U.S. ally Ethiopia commits genocide against ethnic Somalis in its Ogaden region with absolute impunity, and bars the international media from the region. Presidents Clinton, Bush and Obama - each of them with help from Susan Rice - have collectively killed six million Congolese since 1996. The greatest genocide since World War Two was the premeditated result of the chaos deliberately imposed on mineral-rich Congo by the U.S. and its henchmen in neighboring Rwanda and Uganda. Paul Kagame, the current leader of Rwanda, shot down a plane with two presidents aboard in 1994, sparking the mass killings that brought Kagame to power and started neighboring Congo on the road to hell. America celebrates Kagame as a hero, although the Tutsi tribal dictator sends death squads all over the world to snuff out those who oppose him.
"The U.S. can get away with almost limitless carnage in Africa."

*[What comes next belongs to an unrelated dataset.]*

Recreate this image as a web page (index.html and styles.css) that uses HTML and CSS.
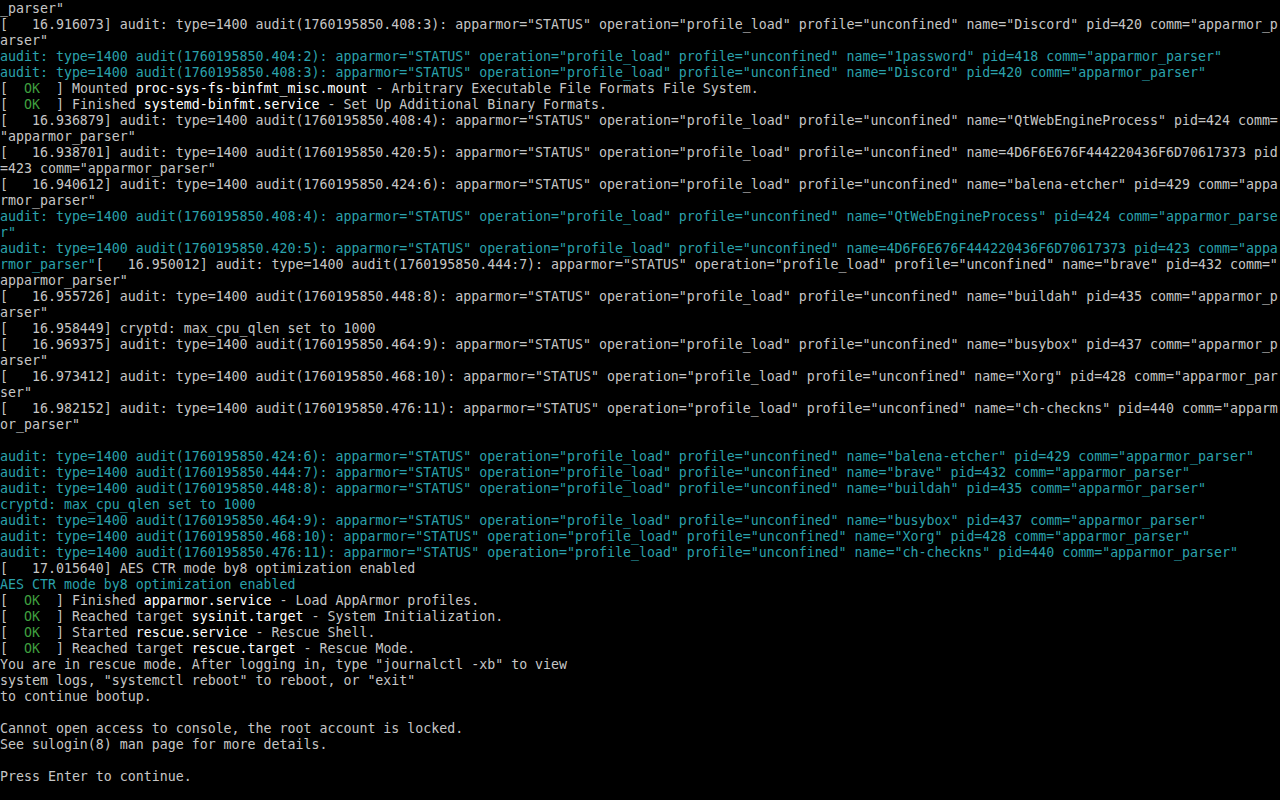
FILE: index.html
```html
<!DOCTYPE html>
<html lang="en">
<head>
<meta charset="utf-8">
<title>Rescue console</title>
<link rel="stylesheet" href="styles.css">
</head>
<body>
<pre class="console">_parser"
[   16.916073] audit: type=1400 audit(1760195850.408:3): apparmor="STATUS" operation="profile_load" profile="unconfined" name="Discord" pid=420 comm="apparmor_p
arser"
<span class="c">audit: type=1400 audit(1760195850.404:2): apparmor="STATUS" operation="profile_load" profile="unconfined" name="1password" pid=418 comm="apparmor_parser"</span>
<span class="c">audit: type=1400 audit(1760195850.408:3): apparmor="STATUS" operation="profile_load" profile="unconfined" name="Discord" pid=420 comm="apparmor_parser"</span>
[  <span class="g">OK</span>  ] Mounted <span class="w">proc-sys-fs-binfmt_misc.mount</span> - Arbitrary Executable File Formats File System.
[  <span class="g">OK</span>  ] Finished <span class="w">systemd-binfmt.service</span> - Set Up Additional Binary Formats.
[   16.936879] audit: type=1400 audit(1760195850.408:4): apparmor="STATUS" operation="profile_load" profile="unconfined" name="QtWebEngineProcess" pid=424 comm=
"apparmor_parser"
[   16.938701] audit: type=1400 audit(1760195850.420:5): apparmor="STATUS" operation="profile_load" profile="unconfined" name=4D6F6E676F444220436F6D70617373 pid
=423 comm="apparmor_parser"
[   16.940612] audit: type=1400 audit(1760195850.424:6): apparmor="STATUS" operation="profile_load" profile="unconfined" name="balena-etcher" pid=429 comm="appa
rmor_parser"
<span class="c">audit: type=1400 audit(1760195850.408:4): apparmor="STATUS" operation="profile_load" profile="unconfined" name="QtWebEngineProcess" pid=424 comm="apparmor_parse</span>
<span class="c">r"</span>
<span class="c">audit: type=1400 audit(1760195850.420:5): apparmor="STATUS" operation="profile_load" profile="unconfined" name=4D6F6E676F444220436F6D70617373 pid=423 comm="appa</span>
<span class="c">rmor_parser"</span>[   16.950012] audit: type=1400 audit(1760195850.444:7): apparmor="STATUS" operation="profile_load" profile="unconfined" name="brave" pid=432 comm="
apparmor_parser"
[   16.955726] audit: type=1400 audit(1760195850.448:8): apparmor="STATUS" operation="profile_load" profile="unconfined" name="buildah" pid=435 comm="apparmor_p
arser"
[   16.958449] cryptd: max_cpu_qlen set to 1000
[   16.969375] audit: type=1400 audit(1760195850.464:9): apparmor="STATUS" operation="profile_load" profile="unconfined" name="busybox" pid=437 comm="apparmor_p
arser"
[   16.973412] audit: type=1400 audit(1760195850.468:10): apparmor="STATUS" operation="profile_load" profile="unconfined" name="Xorg" pid=428 comm="apparmor_par
ser"
[   16.982152] audit: type=1400 audit(1760195850.476:11): apparmor="STATUS" operation="profile_load" profile="unconfined" name="ch-checkns" pid=440 comm="apparm
or_parser"

<span class="c">audit: type=1400 audit(1760195850.424:6): apparmor="STATUS" operation="profile_load" profile="unconfined" name="balena-etcher" pid=429 comm="apparmor_parser"</span>
<span class="c">audit: type=1400 audit(1760195850.444:7): apparmor="STATUS" operation="profile_load" profile="unconfined" name="brave" pid=432 comm="apparmor_parser"</span>
<span class="c">audit: type=1400 audit(1760195850.448:8): apparmor="STATUS" operation="profile_load" profile="unconfined" name="buildah" pid=435 comm="apparmor_parser"</span>
<span class="c">cryptd: max_cpu_qlen set to 1000</span>
<span class="c">audit: type=1400 audit(1760195850.464:9): apparmor="STATUS" operation="profile_load" profile="unconfined" name="busybox" pid=437 comm="apparmor_parser"</span>
<span class="c">audit: type=1400 audit(1760195850.468:10): apparmor="STATUS" operation="profile_load" profile="unconfined" name="Xorg" pid=428 comm="apparmor_parser"</span>
<span class="c">audit: type=1400 audit(1760195850.476:11): apparmor="STATUS" operation="profile_load" profile="unconfined" name="ch-checkns" pid=440 comm="apparmor_parser"</span>
[   17.015640] AES CTR mode by8 optimization enabled
<span class="c">AES CTR mode by8 optimization enabled</span>
[  <span class="g">OK</span>  ] Finished <span class="w">apparmor.service</span> - Load AppArmor profiles.
[  <span class="g">OK</span>  ] Reached target <span class="w">sysinit.target</span> - System Initialization.
[  <span class="g">OK</span>  ] Started <span class="w">rescue.service</span> - Rescue Shell.
[  <span class="g">OK</span>  ] Reached target <span class="w">rescue.target</span> - Rescue Mode.
You are in rescue mode. After logging in, type "journalctl -xb" to view
system logs, "systemctl reboot" to reboot, or "exit"
to continue bootup.

Cannot open access to console, the root account is locked.
See sulogin(8) man page for more details.

Press Enter to continue.</pre>
</body>
</html>
```

FILE: styles.css
```css
html, body {
  margin: 0;
  padding: 0;
  background: #000;
  width: 1280px;
  height: 800px;
  overflow: hidden;
}

.console {
  margin: 0;
  padding: 1px 0 0 0;
  font-family: "DejaVu Sans Mono", "Liberation Mono", monospace;
  font-size: 13.288px;
  line-height: 16px;
  color: #c6c6c6;
  white-space: pre;
  font-variant-ligatures: none;
}

.c {
  color: #2ba2ac;
}

.g {
  color: #3f9f3f;
}

.w {
  color: #ffffff;
}
```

Ugandan leader Yoweri Museveni, a friend of the U.S. since Ronald Reagan, committed genocidal acts against his rivals from the Acholi tribe, throwing them into concentration camps. Joseph Kony was one of these Acholis, who apparently went crazy. Kony hasn't been a threat to Uganda or any other country in the region for years, but President Obama used a supposed sighting of remnants of his Lords Resistance Army to send 100 Green Berets to the Democratic Republic of Congo, Uganda, Rwanda, the Central African Republic, and South Sudan. Just last month, Obama sent 150 more troops and four aircraft to central Africa, again claiming that Kony was lurking, somewhere.
Actually, the American troops were deployed near South Sudan, which the U.S, Britain and Israel had destabilized for decades in an effort to split it off from the larger nation of Sudan. South Sudan became independent, but it remained unstable - not a nation, but a place with oil that the U.S. coveted. Many tens of thousands more are certain to die in fighting in South Sudan, but few Americans will blame their own country.
As the carnage in Congo demonstrates, whole populations can be made to disappear in Africa without most people in the West noticing. The death squads the Americans are training in Nigeria, Niger, Mauretania and Mali, and those that will soon be stalking victims in Cameroon and Benin, will not be limited to hunting Boko Haram. Death squads are, by definition, destabilizing; they poison the political and social environment beyond repair, as Central Americans who lived through the 80s can attest.
Yet, that is U.S. imperialism's preferred method of conquest in the non-white world. It's what the Americans actually do, when folks demand that they "Do something."